The WSJ article reported that Senate support “is uncertain. No Democrats are likely to back the effort, and Republicans, with their slim majority, can’t afford to lose more than two GOP votes. Several Republican senators have expressed reservations about voting to overturn the regulation, worried they may be portrayed as siding with banks and against consumers.”
It added that private consultants that analyze Congress “put the odds of the rule remaining in place at over 50%.”
But a health care reform-style defeat for the anti-CFPB forces does not end the challenges to the rule. Though a move challenging the regulations by the Office of the Comptroller of the Currency’s acting director fizzled in late July (see http://bit.ly/2wkggBf), the constitutional structure of the CFPB is still at issue in the federal courts.
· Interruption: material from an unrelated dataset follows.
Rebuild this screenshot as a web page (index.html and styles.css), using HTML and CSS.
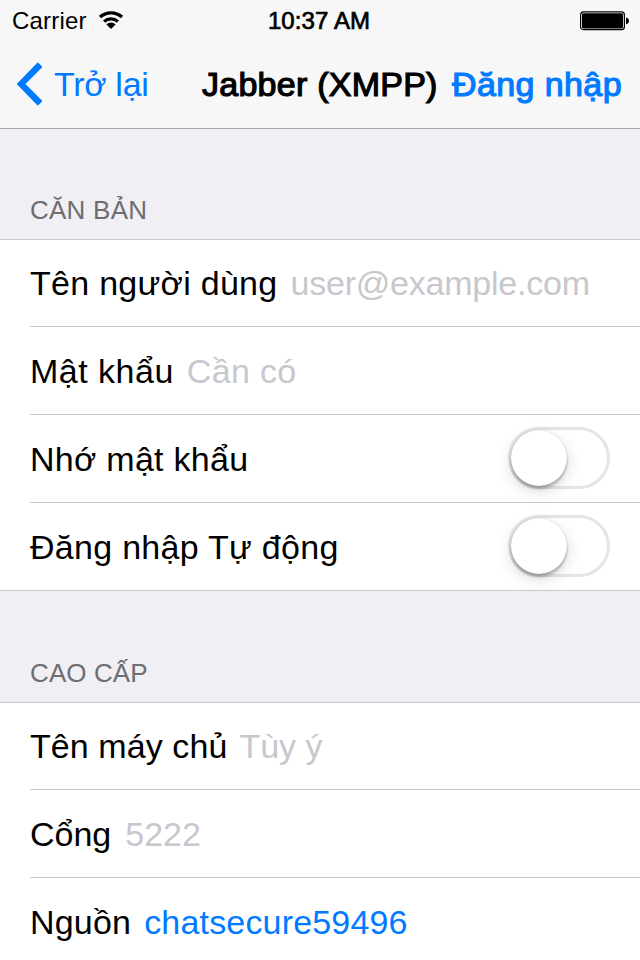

And more directly, President Trump can fire Director Richard Cordray, and have a successor rescind the regulations, though such a move undoubtedly also would face legal challenges too. For more routes to counter the CFPB final rule, see Alan Kaplinsky, “Proposed CFPB Arbitration Rule Faces Multiple Obstacles,” 35 Alternatives 3 (January 2017)(available at http://bit.ly/2ugKR5C).
The New Rule
The regulation: Five years of Consumer Financial Protection Bureau investigating and reporting results in its final rule.
The ban: No more consumer financial contracts with waivers that cut off access to court class-action cases, barring mandatory pre-dispute arbitration agreements.
The quiet requirement: Where arbitration is deployed, violations of ADR administrators’ policies or ethics rules must be reported.